**Goal:**
Locate every line below that contains the word "components" and copy it.

**Source material:**
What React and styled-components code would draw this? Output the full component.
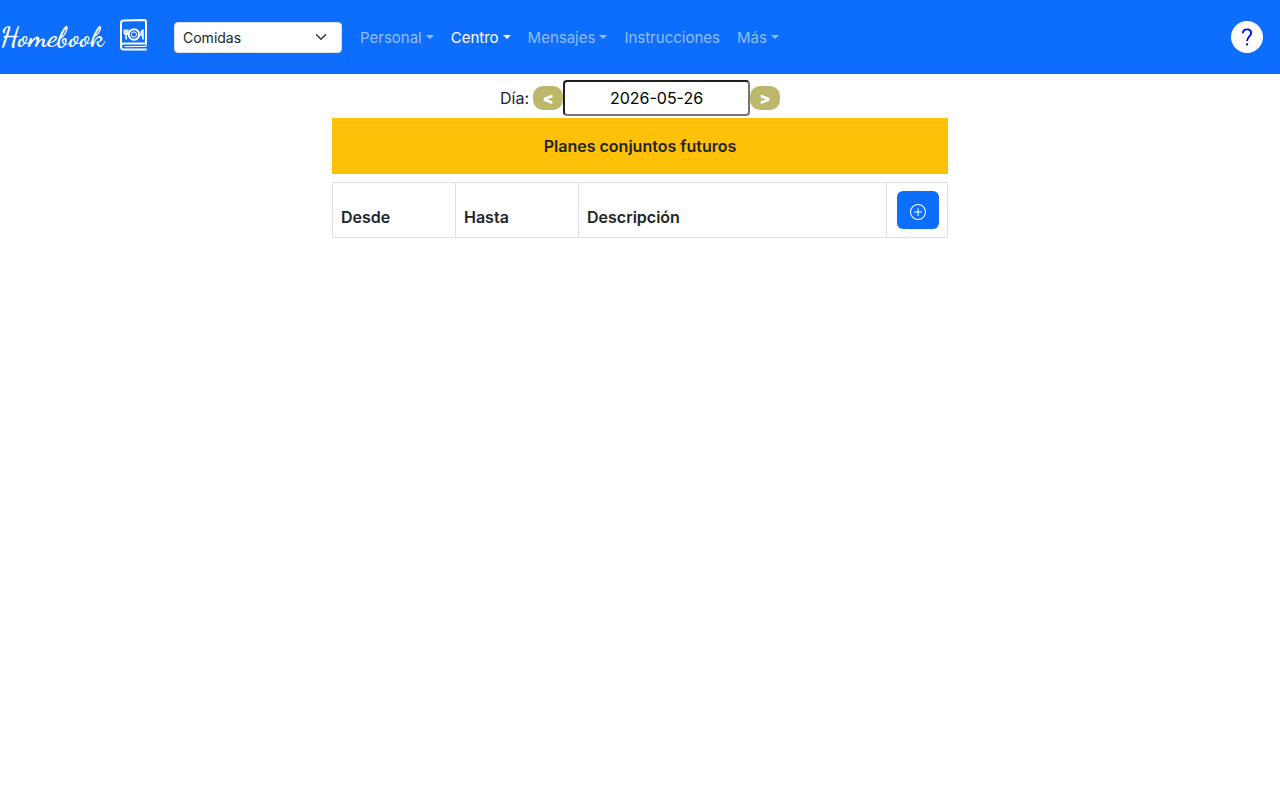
import React, { useState } from 'react';
import styled, { createGlobalStyle } from 'styled-components';
import { BsPlusCircle } from 'react-icons/bs';

const primary = '#0d6efd';
const warning = '#ffc107';
const textColor = '#212529';
const borderColor = '#dee2e6';

const GlobalStyle = createGlobalStyle`
  *, *::before, *::after {
    box-sizing: border-box;
  }

  body {
    margin: 0;
    background: white;
    color: ${textColor};
    font-family: Inter, Roboto, sans-serif;
    font-size: 16px;
    line-height: 24px;
  }

  button, input, select {
    font-family: inherit;
    line-height: inherit;
  }
`;

const Navbar = styled.nav`
  display: flex;
  align-items: center;
  min-height: 74px;
  padding: 8px 17px 8px 0;
  background: ${primary};
`;

const Brand = styled.a`
  display: flex;
  align-items: center;
  gap: 12px;
  width: 174px;
  color: white;
  text-decoration: none;
`;

const BrandName = styled.span`
  width: 106px;
  font-family: 'Dancing Script', cursive;
  font-size: 29px;
  font-weight: 600;
  line-height: 32px;
`;

const BrandIcon = styled.svg`
  flex: none;
  width: 32px;
  height: 36px;
  margin-bottom: 4px;
`;

const SectionSelect = styled.select`
  width: 168px;
  height: 31px;
  margin-right: 10px;
  padding: 4px 36px 4px 8px;
  appearance: none;
  color: ${textColor};
  font-size: 14px;
  line-height: 21px;
  border: 1px solid ${borderColor};
  border-radius: 4px;
  background: white url("data:image/svg+xml,%3csvg xmlns='http://www.w3.org/2000/svg' viewBox='0 0 16 16'%3e%3cpath fill='none' stroke='%23343a40' stroke-linecap='round' stroke-linejoin='round' stroke-width='2' d='m2 5 6 6 6-6'/%3e%3c/svg%3e") no-repeat right 14px center / 12px 12px;
`;

const NavList = styled.ul`
  display: flex;
  flex: 1;
  gap: 1px;
  margin: 0;
  padding: 0;
  list-style: none;
`;

const NavLink = styled.a`
  display: block;
  padding: 9px 8px 7px;
  color: ${({ $active }) => ($active ? 'white' : 'rgba(255, 255, 255, 0.55)')};
  font-size: 15px;
  text-decoration: none;
  white-space: nowrap;
`;

const Caret = styled.span`
  display: inline-block;
  margin-left: 4px;
  vertical-align: 4px;
  border-top: 4px solid;
  border-right: 4px solid transparent;
  border-left: 4px solid transparent;
`;

const HelpLink = styled.a`
  display: flex;
  align-items: center;
  justify-content: center;
  width: 32px;
  height: 32px;
  border-radius: 50%;
  background: white;
  color: #0000ee;
`;

const Content = styled.main`
  width: 50%;
  margin: 0 auto;
  padding: 6px 12px;
`;

const DayRow = styled.div`
  display: flex;
  align-items: center;
  justify-content: center;
  margin-bottom: 2px;
`;

const DayLabel = styled.label`
  margin-right: 4px;
`;

const DayInput = styled.input`
  width: 187px;
  height: 36px;
  padding: 4px;
  color: black;
  font-size: 16px;
  text-align: center;
  border: 2px solid;
  border-color: #212121 #767676 #767676 #212121;
  border-radius: 4px;
  background: white;
`;

const DayButton = styled.button`
  width: 30px;
  height: 24px;
  padding: 0;
  border: none;
  border-radius: 10px;
  background: darkkhaki;
  color: white;
  font-size: 16px;
  font-weight: 900;
`;

const Banner = styled.div`
  margin-bottom: 8px;
  padding: 16px;
  background: ${warning};
  font-weight: 600;
  text-align: center;
`;

const PlansTable = styled.table`
  width: 100%;
  table-layout: fixed;
  border-collapse: collapse;
`;

const HeadCell = styled.th`
  width: ${({ $width }) => $width};
  padding: 8px;
  border: 1px solid ${borderColor};
  font-weight: 600;
  text-align: ${({ $align }) => $align || 'left'};
  vertical-align: bottom;
`;

const AddButton = styled.button`
  display: inline-flex;
  align-items: center;
  justify-content: center;
  width: 42px;
  height: 38px;
  padding: 4px 0 0;
  border: none;
  border-radius: 6px;
  background: ${primary};
  color: white;
  vertical-align: top;
`;

const links = [
  { label: 'Personal', menu: true },
  { label: 'Centro', menu: true, active: true },
  { label: 'Mensajes', menu: true },
  { label: 'Instrucciones' },
  { label: 'Más', menu: true },
];

const shiftDay = (day, amount) => {
  const date = new Date(`${day}T00:00:00Z`);
  if (Number.isNaN(date.getTime())) return day;
  date.setUTCDate(date.getUTCDate() + amount);
  return date.toISOString().slice(0, 10);
};

const BookIcon = () => (
  <BrandIcon viewBox="0 0 32 36" fill="none" stroke="white" strokeWidth="2" strokeLinecap="round" strokeLinejoin="round" aria-hidden="true">
    <path d="M3 30V6c0-1.500 1-2.500 2.500-2.500L26 3c1.200 0 2 .8 2 2v21.500H5.500C3.800 26.500 3 27.800 3 29.500s.8 3 2.500 3H28" />
    <path d="M28 26.500v3M7 29.700l20-.3" strokeWidth="1" />
    <circle cx="16" cy="17.500" r="5.200" strokeWidth="2" />
    <circle cx="16" cy="17.500" r="2.600" strokeWidth="1" />
    <path d="M6.300 13v3c0 2 3.600 2 3.600 0v-3M8.100 13v9" strokeWidth="1.500" />
    <path d="M25 22V13c-1.600 1-2 3.500-1.800 5.500H25" strokeWidth="1.500" />
  </BrandIcon>
);

const App = () => {
  const [section, setSection] = useState('Comidas');
  const [day, setDay] = useState('2026-05-26');

  return (
    <>
      <GlobalStyle />
      <Navbar>
        <Brand href="#">
          <BrandName>Homebook</BrandName>
          <BookIcon />
        </Brand>
        <SectionSelect aria-label="Sección" value={section} onChange={(e) => setSection(e.target.value)}>
          <option>Comidas</option>
        </SectionSelect>
        <NavList>
          {links.map((link) => (
            <li key={link.label}>
              <NavLink href="#" $active={link.active}>
                {link.label}
                {link.menu && <Caret />}
              </NavLink>
            </li>
          ))}
        </NavList>
        <HelpLink href="#" aria-label="Ayuda">
          <svg width="20" height="20" viewBox="0 0 20 20" fill="none" stroke="currentColor" strokeWidth="1.800" aria-hidden="true">
            <path d="M5.800 6.200C6 3.700 7.700 2.400 10 2.400s4.200 1.400 4.200 3.700c0 3.200-4.100 3.700-4.100 7.900" />
            <path d="M10.100 16.300v2" strokeWidth="2" />
          </svg>
        </HelpLink>
      </Navbar>

      <Content>
        <DayRow>
          <DayLabel htmlFor="day">Día:</DayLabel>
          <DayButton type="button" onClick={() => setDay(shiftDay(day, -1))}>&lt;</DayButton>
          <DayInput id="day" type="text" value={day} onChange={(e) => setDay(e.target.value)} />
          <DayButton type="button" onClick={() => setDay(shiftDay(day, 1))}>&gt;</DayButton>
        </DayRow>

        <Banner>Planes conjuntos futuros</Banner>

        <PlansTable>
          <thead>
            <tr>
              <HeadCell $width="20%">Desde</HeadCell>
              <HeadCell $width="20%">Hasta</HeadCell>
              <HeadCell $width="50%">Descripción</HeadCell>
              <HeadCell $width="10%" $align="right">
                <AddButton type="button" aria-label="Añadir plan">
                  <BsPlusCircle size={16} />
                </AddButton>
              </HeadCell>
            </tr>
          </thead>
        </PlansTable>
      </Content>
    </>
  );
};

export default App;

**The reply:**
What React and styled-components code would draw this? Output the full component.
import styled, { createGlobalStyle } from 'styled-components';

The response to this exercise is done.